Note: you may want to use a gpu to run the code below. (And remember to set the ctx = mx.gpu() accordingly in the very beginning of this article.)

In [19]:
epochs = 10
moving_loss = 0.
learning_rate = .001

for e in range(epochs):
    for i, (data, label) in enumerate(train_data):
        data = data.as_in_context(ctx)
        label = label.as_in_context(ctx)
        label_one_hot = nd.one_hot(label, num_outputs)
        with autograd.record():
            # we are in training process,
            # so we normalize the data using batch mean and variance
            output = net(data, is_training=True)
            loss = softmax_cross_entropy(output, label_one_hot)
        loss.backward()
        SGD(params, learning_rate)

        ##########################
        #  Keep a moving average of the losses
        ##########################
        if i == 0:
            moving_loss = nd.mean(loss).asscalar()
        else:
            moving_loss = .99 * moving_loss + .01 * nd.mean(loss).asscalar()

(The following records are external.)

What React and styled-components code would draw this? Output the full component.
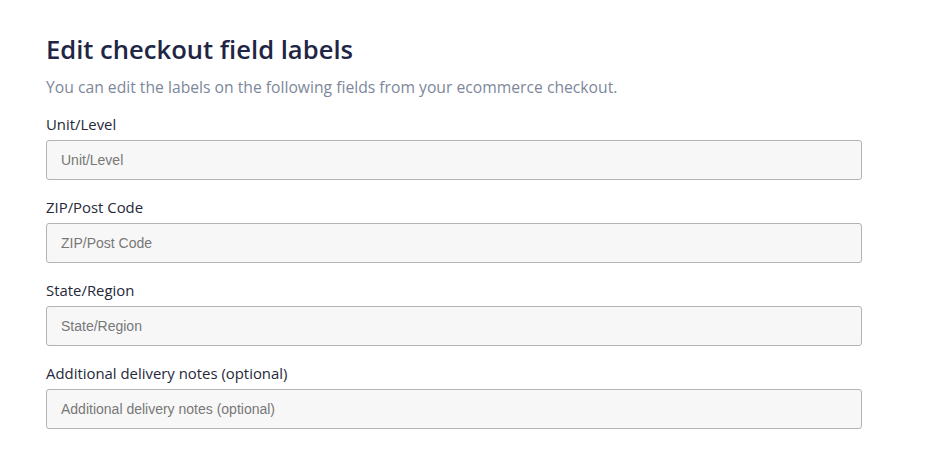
import React from 'react';
import styled, { createGlobalStyle } from 'styled-components';

const fields = [
    'Unit/Level',
    'ZIP/Post Code',
    'State/Region',
    'Additional delivery notes (optional)',
];

const App = () => {
    return (
        <>
            <GlobalStyle />
            <Container>
                <Title>Edit checkout field labels</Title>
                <Description>
                    You can edit the labels on the following fields from your ecommerce checkout.
                </Description>
                <Form>
                    { fields.map((name) => (
                        <Field key={ name }>
                            <Label>{ name }</Label>
                            <Input placeholder={ name } />
                        </Field>
                    )) }
                </Form>
            </Container>
        </>
    );
};

export default App;

const GlobalStyle = createGlobalStyle`
    body {
        margin: 0;
        background-color: #ffffff;
        font-family: "Open Sans", Lato, sans-serif;
    }
`;

const Container = styled.div`
    width: 816px;
    padding: 34px 46px 0;
    display: flex;
    flex-direction: column;
`;

const Title = styled.h1`
    margin: 0;
    font-size: 25.6px;
    font-weight: 600;
    line-height: 32px;
    color: #1f2544;
`;

const Description = styled.p`
    margin: 10px 0 0;
    font-size: 15.7px;
    line-height: 22px;
    color: #7d879b;
`;

const Form = styled.div`
    margin-top: 17px;
    display: flex;
    flex-direction: column;
    gap: 18px;
`;

const Field = styled.div`
    display: flex;
    flex-direction: column;
    gap: 6px;
`;

const Label = styled.label`
    font-size: 14.9px;
    line-height: 19px;
    color: #25293a;
`;

const Input = styled.input`
    box-sizing: border-box;
    width: 100%;
    height: 40px;
    padding: 0 14px;
    border: 1px solid #b3b3b3;
    border-radius: 3px;
    background-color: #f7f7f7;
    font-family: "Liberation Sans", Arial, sans-serif;
    font-size: 14px;
    color: #333;
    outline: none;

    &::placeholder {
        color: #777777;
    }
`;
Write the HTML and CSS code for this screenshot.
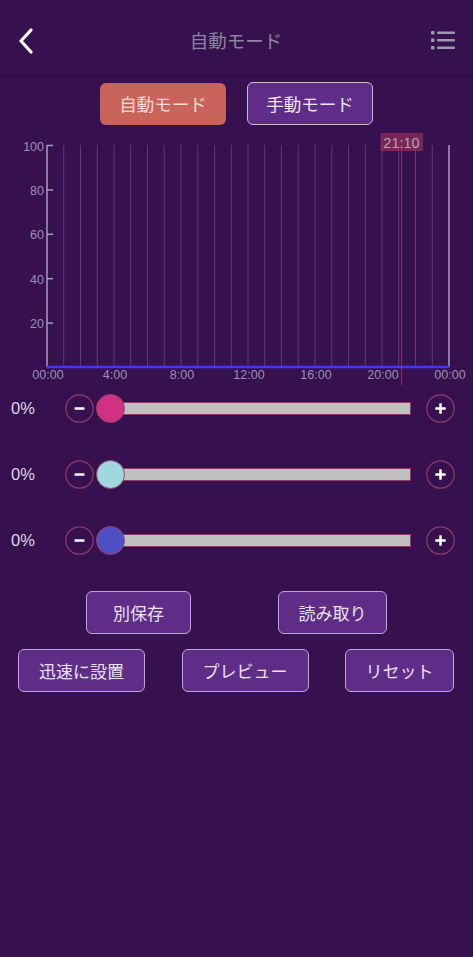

    test_accuracy = evaluate_accuracy(test_data, net)
    train_accuracy = evaluate_accuracy(train_data, net)
    print("Epoch %s. Loss: %s, Train_acc %s, Test_acc %s" % (e, moving_loss, train_accuracy, test_accuracy))
Epoch 0. Loss: 0.060423938439, Train_acc 0.988017, Test_acc 0.9883
Epoch 1. Loss: 0.0381374779348, Train_acc 0.993167, Test_acc 0.9913
Epoch 2. Loss: 0.03584648306, Train_acc 0.994733, Test_acc 0.9926
Epoch 3. Loss: 0.0266538889392, Train_acc 0.995667, Test_acc 0.9927
Epoch 4. Loss: 0.0211588057153, Train_acc 0.996267, Test_acc 0.9929
Epoch 5. Loss: 0.0195035166958, Train_acc 0.996533, Test_acc 0.9926
Epoch 6. Loss: 0.0182358424663, Train_acc 0.997883, Test_acc 0.9935
Epoch 7. Loss: 0.0131261121093, Train_acc 0.9978, Test_acc 0.9936
Epoch 8. Loss: 0.0127412964013, Train_acc 0.998217, Test_acc 0.9925
Epoch 9. Loss: 0.0101101914425, Train_acc 0.998967, Test_acc 0.9937

Conclusion

Compared with a standard MLP, dropout and standard CNN results, we achieve about 99% accuracy on this task even just after the second epoch, with just two hidden convolutional layers and one hidden dense layer.